WOW! What great responses! I cast some bullets last night, taking my time and carefully noting each element of the operation: melt temp, rate of casting, mould temp, fluxing, melt level, stuff like that. Now y'all have given me more things to try! No problem, I need to cast some RB's!
Something I read elsewhere is to take a carpenters pencil and rub the lead not only on the top of the mould around the sprue but also the underside of the sprue plate and even the top. The graphite seems to prevent lead smears when cutting the sprue and the sprue doesn't seem to stick to the sprue plate.
Now I thought this was a neat trick, then I started thinking. Do y'all wipe the sprue plate down with lube to accomplish the same thing?
Is the mould new and did you clean it good. I use break cleaner to clean my moulds.
Ah Forest my mentor!
Seems like everyone mentioned cleaning the new moulds. I scrubbed each down with soap and water, but after reading here I'm going back to square one and reclean them as so many of you suggested!
I also add about 2% tin to my lead. Get a role of solder from the hard ware store add about 1/4 of it to your lead.
I'm using straight WW's. I was thinking of boosting the tin content and see what effect that had on the WW melt. What do y'all think would be the right mix? Say 1/4 lb. of 50/50 solder to 10lbs. WW's?
Ive heard good things about some 'casting additive', forget the name, its supposed to be magic; maybe someday I'll try some.
Hey Blake! Okay, we got mould cleaning and alloy in the works, but who sells this additive? I'd be curious to see what it contains!
After cleaning I always smoke mine with a couple of matches,
I never tried matches, but I bought that "drop out" because of the problem I had getting the RB's to let go of the moulds. Last night I didn't use it and the bullets fell from the mould just as well as the 45's I cast the night before. Actually, matches will probably be much easier then the spray.
Gotta' run the Lee's HOT.
Hey Ben! That became obvious last night when I paid more attention! I kept the melt temp. as constant as possible, but even after preheating the mould as others have suggested, I got wrinkled bullets at first. I could see them improve with each pair cast until they were wrinkle free. But I had to cast
fast!
These days I use a product called Bull Plate Lube for treating alignment pins, also for lubing the sprue plate and the mould top which prevents lead smear build-up. Bull Plate is made and sold by a fellow from Alaska and is used by quite a few casters.

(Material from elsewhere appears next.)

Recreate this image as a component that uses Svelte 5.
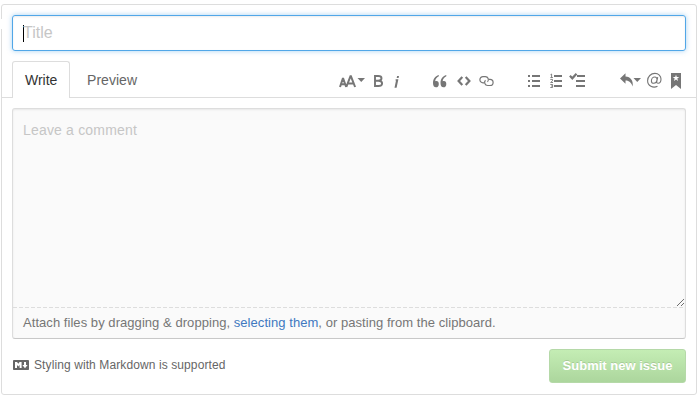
<script>
  const attachBefore = 'Attach files by dragging & dropping, ';
  const attachAfter = ', or pasting from the clipboard.';
</script>

<div class="panel">
  <span class="notch"></span>
  <div class="title"><i class="cursor"></i><span>Title</span></div>

  <div class="head">
    <div class="tabs">
      <div class="tab active">Write</div>
      <div class="tab">Preview</div>
    </div>
    <div class="toolbar">
      <div class="group">
        <svg width="27" height="18" viewBox="0 0 27 18">
          <path class="line" d="M1 15 4 6 7.200 15M2 12.300h4M7.300 15 11.700 3.600 16.100 15M9 11.500h5.500" stroke-width="2" stroke-linejoin="bevel" />
          <path d="M18.500 6h7.500l-3.750 4z" />
        </svg>
        <svg class="bold" width="9" height="18" viewBox="0 0 9 18">
          <path class="line" d="M1 4v10h3.500c2.500 0 3.600-.9 3.600-2.600S7 8.700 4.500 8.700H1h3.200c2.200 0 3.300-.8 3.300-2.400S6.400 4 4.200 4z" stroke-width="1.900" />
        </svg>
        <svg class="italic" width="5" height="18" viewBox="0 0 5 18">
          <path d="M3.100 4h1.900l-.4 2H2.700zM1.700 7.300h2.700L2.600 15.800H.5l1.500-7.200H1.400z" />
        </svg>
      </div>
      <div class="group">
        <svg width="14" height="18" viewBox="0 0 14 18">
          <path d="M5.800 3v1.300C3.500 5.500 2.300 7.200 2.200 9.300c.4-.3.800-.4 1.300-.4 1.500 0 2.300 1.100 2.300 3 0 2.200-1.100 3.400-2.800 3.400C1 15.300 0 13.500 0 10.900 0 7.100 2 4.100 5.800 3zM13.300 3v1.300c-2.300 1.200-3.500 2.900-3.600 5 .4-.3.800-.4 1.300-.4 1.500 0 2.300 1.100 2.300 3 0 2.200-1.100 3.400-2.800 3.400-2 0-3-1.800-3-4.400C7.500 7.100 9.500 4.100 13.300 3z" />
        </svg>
        <svg class="code" width="14" height="18" viewBox="0 0 14 18">
          <path class="line" d="M5.300 5 1.600 9l3.700 4M8.700 5 12.400 9l-3.700 4" stroke-width="2.200" />
        </svg>
        <svg class="link" width="15" height="18" viewBox="0 0 15 18">
          <path class="line" d="M5 10.800H4A3.100 3.100 0 0 1 4 4.600h2.300a3.100 3.100 0 0 1 2.200 5.300M10 7.300h1a3.100 3.100 0 0 1 0 6.200H8.700a3.100 3.100 0 0 1-2.200-5.300" stroke-width="1.200" />
        </svg>
      </div>
      <div class="group">
        <svg width="13" height="18" viewBox="0 0 13 18">
          <path d="M0 3h2v2H0zM4 3h8v2H4zM0 8h2v2H0zM4 8h8v2H4zM0 13h2v2H0zM4 13h8v2H4z" />
        </svg>
        <svg class="ordered" width="13" height="18" viewBox="0 0 13 18">
          <path d="M4 3h8v2H4zM4 8h8v2H4zM4 13h8v2H4z" />
          <path class="line" d="M.5 2.700 1.600 2v3.500M.4 5.500h2.500M.3 7.400H2.500v1.400L.6 10.500h2.400M.3 12.500h2.300v3H.3M1 14h1.600" stroke-width=".9" />
        </svg>
        <svg class="tasks" width="17" height="18" viewBox="0 0 17 18">
          <path d="M8 3h8v2H8zM7 8h9v2H7zM7 13h9v2H7z" />
          <path class="line" d="M.9 3.800 3.300 6.300 7.500 1.700" stroke-width="2.200" />
        </svg>
      </div>
      <div class="group">
        <svg width="22" height="18" viewBox="0 0 22 18">
          <path d="M5.500 1.200 0 6.500l5.500 5.300V8.600c3 0 5.300 1.300 7.200 5.900C13.500 8.500 10.600 4.600 5.500 4.400zM13.500 6h7.500l-3.750 4z" />
        </svg>
        <svg class="mention" width="15" height="18" viewBox="0 0 15 18">
          <path class="line" d="M10.500 14.300C6 16.500.6 13.900.6 8.800.6 4.500 3.900 1.400 7.900 1.400c3.700 0 6.100 2.500 6.100 5.700 0 2.500-1.300 4.200-2.900 4.200-1.300 0-1.500-.8-1.300-1.900l.9-4.300M10 8.200c-.3 2-1.600 3.100-3.200 3.100-1.500 0-2.400-.9-2.400-2.400 0-2.100 1.500-3.900 3.400-3.900 1.500 0 2.400 1.100 2.200 3.200z" stroke-width="1.100" />
        </svg>
        <svg class="bookmark" width="10" height="18" viewBox="0 0 10 18">
          <path fill-rule="evenodd" d="M0 1h10v16l-5-4-5 4zM5 2.700 4.200 5.100H1.700l2 1.500-.8 2.500L5 7.600l2.100 1.500-.8-2.500 2-1.500H5.800z" />
        </svg>
      </div>
    </div>
  </div>

  <div class="comment">
    <div class="field">
      <span>Leave a comment</span>
      <svg class="grip" width="9" height="9" viewBox="0 0 9 9"><path d="M1 8l7-7M5 8l3-3" /></svg>
    </div>
    <div class="attach">{attachBefore}<a href="#files">selecting them</a>{attachAfter}</div>
  </div>

  <div class="footer">
    <div class="markdown">
      <svg width="16" height="10" viewBox="0 0 16 10">
        <rect width="16" height="10" rx=".8" />
        <path class="mark" d="M2 8V2h2l1.300 1.800L6.600 2h2v6h-2V4.900L5.300 6.600 4 4.900V8zM11 2h2v3h1.600L12 8.200 9.400 5H11z" />
      </svg>
      <span>Styling with Markdown is supported</span>
    </div>
    <button>Submit new issue</button>
  </div>
</div>

<style>
  :global(body) { background: #fff; }
  .panel {
    position: relative;
    box-sizing: border-box;
    width: 696px;
    height: 391px;
    margin: 4px 0 0 1px;
    padding-top: 10px;
    border: 1px solid #ddd;
    border-radius: 3px;
    font-family: "Liberation Sans", Arial, sans-serif;
    color: #666;
  }
  .notch { position: absolute; left: -1px; top: 14px; width: 1px; height: 10px; background: #fff; }
  .title {
    box-sizing: border-box;
    display: flex;
    align-items: center;
    height: 36px;
    margin: 0 10px;
    padding-left: 10px;
    border: 1px solid #51a7e8;
    border-radius: 3px;
    box-shadow: inset 0 1px 2px rgba(0,0,0,.075), 0 0 5px rgba(81,167,232,.5);
    font-size: 16px;
    color: #c6c6c6;
  }
  .cursor { width: 1px; height: 17px; margin-right: -1px; background: #000; }
  .head {
    box-sizing: border-box;
    display: flex;
    justify-content: space-between;
    height: 37px;
    margin-top: 10px;
    padding: 0 15px 0 10px;
    border-bottom: 1px solid #ddd;
  }
  .tabs { display: flex; font-size: 14px; }
  .tab { box-sizing: border-box; height: 37px; padding: 0 16px; border: 1px solid transparent; line-height: 36px; letter-spacing: .04px; }
  .active { width: 58px; padding: 0 12px; border-color: #ddd; border-bottom: 0; border-radius: 3px 3px 0 0; background: #fff; color: #333; letter-spacing: 0; }
  .toolbar { display: flex; gap: 34px; padding-top: 11px; }
  .group { display: flex; height: 18px; }
  svg { display: block; flex: none; fill: #767676; }
  .line { fill: none; stroke: #767676; }
  .bold { margin-left: 8px; }
  .italic { margin-left: 11px; }
  .code { margin-left: 10px; }
  .link { margin-left: 8px; }
  .ordered { margin-left: 9px; }
  .tasks { margin-left: 6px; }
  .mention { margin-left: 5px; }
  .bookmark { margin-left: 9px; }
  .comment {
    box-sizing: border-box;
    height: 231px;
    margin: 10px 10px 0;
    border: 1px solid #ddd;
    border-bottom-color: #c8c8c8;
    border-radius: 3px;
    background: #fafafa;
    box-shadow: inset 0 1px 2px rgba(0,0,0,.075);
  }
  .field {
    position: relative;
    box-sizing: border-box;
    height: 199px;
    padding: 12px 10px;
    background: repeating-linear-gradient(90deg, #ddd 0 4px, transparent 4px 6px) left bottom / 100% 1px no-repeat;
    font-size: 14px;
    line-height: 18px;
    letter-spacing: .18px;
    color: #c6c6c6;
  }
  .grip { position: absolute; right: 0; bottom: 1px; }
  .grip path { fill: none; stroke: #444; stroke-width: 1; stroke-dasharray: 1.1 .3; }
  .attach { padding-left: 10px; font-size: 13px; line-height: 30px; letter-spacing: .052px; color: #767676; white-space: pre; }
  a { color: #4078c0; text-decoration: none; }
  .footer { display: flex; justify-content: space-between; margin: 10px 10px 0; }
  .markdown { display: flex; align-items: center; height: 32px; gap: 5px; padding-left: 1px; font-size: 12px; letter-spacing: .1px; }
  .markdown svg { fill: #666; }
  .markdown .mark { fill: #fff; }
  button {
    box-sizing: border-box;
    width: 137px;
    height: 34px;
    padding: 0 0 2px;
    border: 1px solid #b5d9a8;
    border-radius: 3px;
    background: linear-gradient(#c4edb4, #acd69d);
    color: #fff;
    font: bold 13px "Liberation Sans", Arial, sans-serif;
    text-shadow: 0 -1px 0 rgba(0,0,0,.12);
  }
</style>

I saw a reference to that stuff on the cast boolets forum Frank. It seems really popular over there. So you do lube the sprue plate and also the top of your mould?
BTW, you still shooting them itti bitti 38-55 groups with your cast bullets?
with all my molds I use a Q-tip and put a little Kroil in the cavity. First couple bullets out of the mold are rejects, but the rest are good.
I like that idea! I love Kroil! heck, I've thought about putting it on my salad!
as said, frosted bullets don't hurt a thing. Get the mold to working, and then you can work on your rhythm to making the shinny bullets.
I know,
but I shinny stuff!
I'd always heard that the frosted bullets were because of to high a melt temperature. Last night I noticed that the appearance of the bullets I cast didn't change their appearance from the first to the last. They actually had a rough texture which could be shined off with a rag. (No, I'm not going to start polishing my bullets!)
I kept the melt around 700 degrees. That doesn't seem to hot to me, but what do I know. I started wondering if maybe I melted a zink weight when I was smelting the last batch of WW's.
BTW again! I weighed and measured the bullets I kept and they all weighed between 440 and 442 gr. Diameters were all between .501 and .503 with the majority right at .502. Do those diviations sound about right to everyone? I'm happy with them!